— What you are asked to do —
Every line of the material is to be quoted verbatim, minus the pictures.
** start of Information provided **
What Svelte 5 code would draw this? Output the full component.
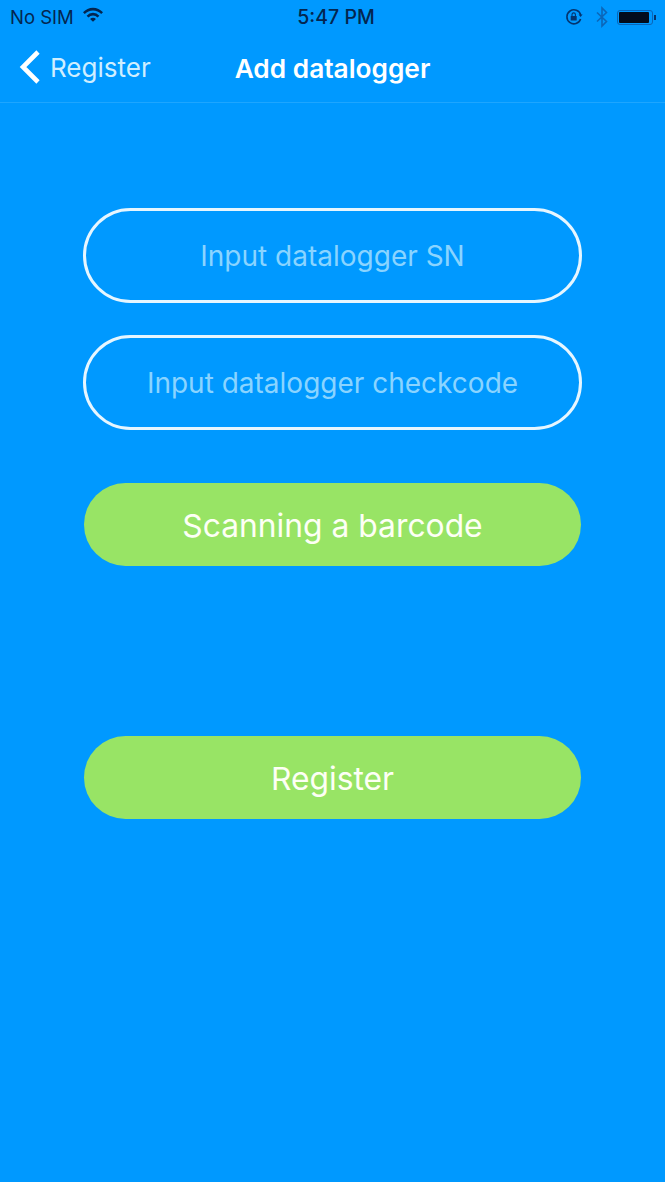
<script>
  let sn = $state('');
  let checkcode = $state('');
</script>

<main class="page">
  <div class="status">
    <div class="status-left">
      <span>No SIM</span>
      <svg class="wifi" width="20" height="15" viewBox="0 0 22 16">
        <path d="M0 5.400a15 15 0 0 1 22 0l-2 2.100a12.200 12.200 0 0 0-18 0z" fill="#04264f"/>
        <path d="M4 9.300a9.400 9.400 0 0 1 14 0l-2 2.100a6.600 6.600 0 0 0-10 0z" fill="#04264f"/>
        <path d="M7.800 12.900a4.400 4.400 0 0 1 6.400 0L11 16z" fill="#04264f"/>
      </svg>
    </div>
    <div class="clock">5:47 PM</div>
    <div class="status-right">
      <svg width="20" height="20" viewBox="0 0 20 20" fill="none">
        <path d="M16.600 12a7 7 0 1 1 .1-4" stroke="#04346e" stroke-width="1.600"/>
        <path d="M14.600 7.400h4l-2 2.600z" fill="#04346e"/>
        <rect x="6.700" y="9" width="6" height="4.600" rx=".6" fill="#04346e"/>
        <path d="M8 9V7.600a1.700 1.700 0 0 1 3.400 0V9" stroke="#04346e" stroke-width="1.100"/>
      </svg>
      <svg class="bt" width="14" height="22" viewBox="0 0 14 22" fill="none">
        <path d="M2 6.500 11.500 15.500 7 20V2l4.500 4.500L2 15.500" stroke="#0b66b8" stroke-width="1.600"/>
      </svg>
      <div class="battery"><div class="cell"></div></div>
      <div class="nub"></div>
    </div>
  </div>

  <nav class="navbar">
    <div class="back">
      <svg width="22" height="34" viewBox="0 0 22 34" fill="none">
        <path d="M19 2 4 17l15 15" stroke="#fff" stroke-width="4.600"/>
      </svg>
      <span>Register</span>
    </div>
    <h1>Add datalogger</h1>
  </nav>

  <form class="form" onsubmit={(e) => e.preventDefault()}>
    <div class="fields">
      <input bind:value={sn} placeholder="Input datalogger SN" />
      <input bind:value={checkcode} placeholder="Input datalogger checkcode" />
    </div>
    <button type="button" class="btn scan">Scanning a barcode</button>
    <button type="submit" class="btn">Register</button>
  </form>
</main>

<style>
  :global(body) {
    margin: 0;
    background: #0099ff;
  }

  .page {
    min-height: 1182px;
    background: #0099ff;
    font-family: Inter, "Liberation Sans", sans-serif;
    color: #fff;
  }

  .status {
    height: 34px;
    padding: 0 3px 0 10px;
    display: grid;
    grid-template-columns: 1fr auto 1fr;
    align-items: center;
    color: #04264f;
    font-size: 18.500px;
  }

  .status-left {
    display: flex;
    align-items: center;
    gap: 9px;
  }

  .wifi {
    margin-top: -5px;
  }

  .clock {
    font-weight: 500;
    font-size: 19.500px;
  }

  .status-right {
    display: flex;
    align-items: center;
    justify-content: flex-end;
  }

  .bt {
    margin: 0 8px 0 11px;
  }

  .battery {
    width: 36px;
    height: 15px;
    padding: 1px 3px 1px 1px;
    box-sizing: border-box;
    border: 1px solid #0b66b8;
    border-radius: 3px;
  }

  .cell {
    height: 100%;
    background: #020c1c;
    border-radius: 1px;
  }

  .nub {
    width: 2px;
    height: 5px;
    margin-left: 1px;
    margin-right: 6px;
    background: #04346e;
  }

  .navbar {
    position: relative;
    height: 68px;
    border-bottom: 1px solid #1ea6ff;
    display: flex;
    align-items: center;
    justify-content: center;
  }

  .back {
    position: absolute;
    left: 19px;
    top: 16px;
    display: flex;
    align-items: center;
    gap: 9px;
    font-size: 26px;
    color: #cfeeff;
  }

  h1 {
    margin: 0;
    font-size: 26.250px;
    font-weight: 600;
  }

  .form {
    padding: 105px 83px 0;
    display: flex;
    flex-direction: column;
  }

  .fields {
    display: flex;
    flex-direction: column;
    gap: 32px;
  }

  input {
    box-sizing: border-box;
    width: 100%;
    height: 95px;
    padding: 0 20px;
    background: transparent;
    border: 3px solid #e6f6ff;
    border-radius: 48px;
    outline: none;
    color: #fff;
    font: 400 28px Inter, "Liberation Sans", sans-serif;
    text-align: center;
  }

  input::placeholder {
    color: #8ad4ff;
    opacity: 1;
  }

  .btn {
    height: 83px;
    margin: 170px 1px 0;
    padding: 2px 0 0;
    background: #98e465;
    border: 0;
    border-radius: 42px;
    color: #fdfff5;
    font: 400 31.800px Inter, "Liberation Sans", sans-serif;
  }

  .btn.scan {
    margin-top: 53px;
  }
</style>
** end of Information provided **
— Problem solution —
What Svelte 5 code would draw this? Output the full component.
<script>
  let sn = $state('');
  let checkcode = $state('');
</script>

<main class="page">
  <div class="status">
    <div class="status-left">
      <span>No SIM</span>
      <svg class="wifi" width="20" height="15" viewBox="0 0 22 16">
        <path d="M0 5.400a15 15 0 0 1 22 0l-2 2.100a12.200 12.200 0 0 0-18 0z" fill="#04264f"/>
        <path d="M4 9.300a9.400 9.400 0 0 1 14 0l-2 2.100a6.600 6.600 0 0 0-10 0z" fill="#04264f"/>
        <path d="M7.800 12.900a4.400 4.400 0 0 1 6.400 0L11 16z" fill="#04264f"/>
      </svg>
    </div>
    <div class="clock">5:47 PM</div>
    <div class="status-right">
      <svg width="20" height="20" viewBox="0 0 20 20" fill="none">
        <path d="M16.600 12a7 7 0 1 1 .1-4" stroke="#04346e" stroke-width="1.600"/>
        <path d="M14.600 7.400h4l-2 2.600z" fill="#04346e"/>
        <rect x="6.700" y="9" width="6" height="4.600" rx=".6" fill="#04346e"/>
        <path d="M8 9V7.600a1.700 1.700 0 0 1 3.400 0V9" stroke="#04346e" stroke-width="1.100"/>
      </svg>
      <svg class="bt" width="14" height="22" viewBox="0 0 14 22" fill="none">
        <path d="M2 6.500 11.500 15.500 7 20V2l4.500 4.500L2 15.500" stroke="#0b66b8" stroke-width="1.600"/>
      </svg>
      <div class="battery"><div class="cell"></div></div>
      <div class="nub"></div>
    </div>
  </div>

  <nav class="navbar">
    <div class="back">
      <svg width="22" height="34" viewBox="0 0 22 34" fill="none">
        <path d="M19 2 4 17l15 15" stroke="#fff" stroke-width="4.600"/>
      </svg>
      <span>Register</span>
    </div>
    <h1>Add datalogger</h1>
  </nav>

  <form class="form" onsubmit={(e) => e.preventDefault()}>
    <div class="fields">
      <input bind:value={sn} placeholder="Input datalogger SN" />
      <input bind:value={checkcode} placeholder="Input datalogger checkcode" />
    </div>
    <button type="button" class="btn scan">Scanning a barcode</button>
    <button type="submit" class="btn">Register</button>
  </form>
</main>

<style>
  :global(body) {
    margin: 0;
    background: #0099ff;
  }

  .page {
    min-height: 1182px;
    background: #0099ff;
    font-family: Inter, "Liberation Sans", sans-serif;
    color: #fff;
  }

  .status {
    height: 34px;
    padding: 0 3px 0 10px;
    display: grid;
    grid-template-columns: 1fr auto 1fr;
    align-items: center;
    color: #04264f;
    font-size: 18.500px;
  }

  .status-left {
    display: flex;
    align-items: center;
    gap: 9px;
  }

  .wifi {
    margin-top: -5px;
  }

  .clock {
    font-weight: 500;
    font-size: 19.500px;
  }

  .status-right {
    display: flex;
    align-items: center;
    justify-content: flex-end;
  }

  .bt {
    margin: 0 8px 0 11px;
  }

  .battery {
    width: 36px;
    height: 15px;
    padding: 1px 3px 1px 1px;
    box-sizing: border-box;
    border: 1px solid #0b66b8;
    border-radius: 3px;
  }

  .cell {
    height: 100%;
    background: #020c1c;
    border-radius: 1px;
  }

  .nub {
    width: 2px;
    height: 5px;
    margin-left: 1px;
    margin-right: 6px;
    background: #04346e;
  }

  .navbar {
    position: relative;
    height: 68px;
    border-bottom: 1px solid #1ea6ff;
    display: flex;
    align-items: center;
    justify-content: center;
  }

  .back {
    position: absolute;
    left: 19px;
    top: 16px;
    display: flex;
    align-items: center;
    gap: 9px;
    font-size: 26px;
    color: #cfeeff;
  }

  h1 {
    margin: 0;
    font-size: 26.250px;
    font-weight: 600;
  }

  .form {
    padding: 105px 83px 0;
    display: flex;
    flex-direction: column;
  }

  .fields {
    display: flex;
    flex-direction: column;
    gap: 32px;
  }

  input {
    box-sizing: border-box;
    width: 100%;
    height: 95px;
    padding: 0 20px;
    background: transparent;
    border: 3px solid #e6f6ff;
    border-radius: 48px;
    outline: none;
    color: #fff;
    font: 400 28px Inter, "Liberation Sans", sans-serif;
    text-align: center;
  }

  input::placeholder {
    color: #8ad4ff;
    opacity: 1;
  }

  .btn {
    height: 83px;
    margin: 170px 1px 0;
    padding: 2px 0 0;
    background: #98e465;
    border: 0;
    border-radius: 42px;
    color: #fdfff5;
    font: 400 31.800px Inter, "Liberation Sans", sans-serif;
  }

  .btn.scan {
    margin-top: 53px;
  }
</style>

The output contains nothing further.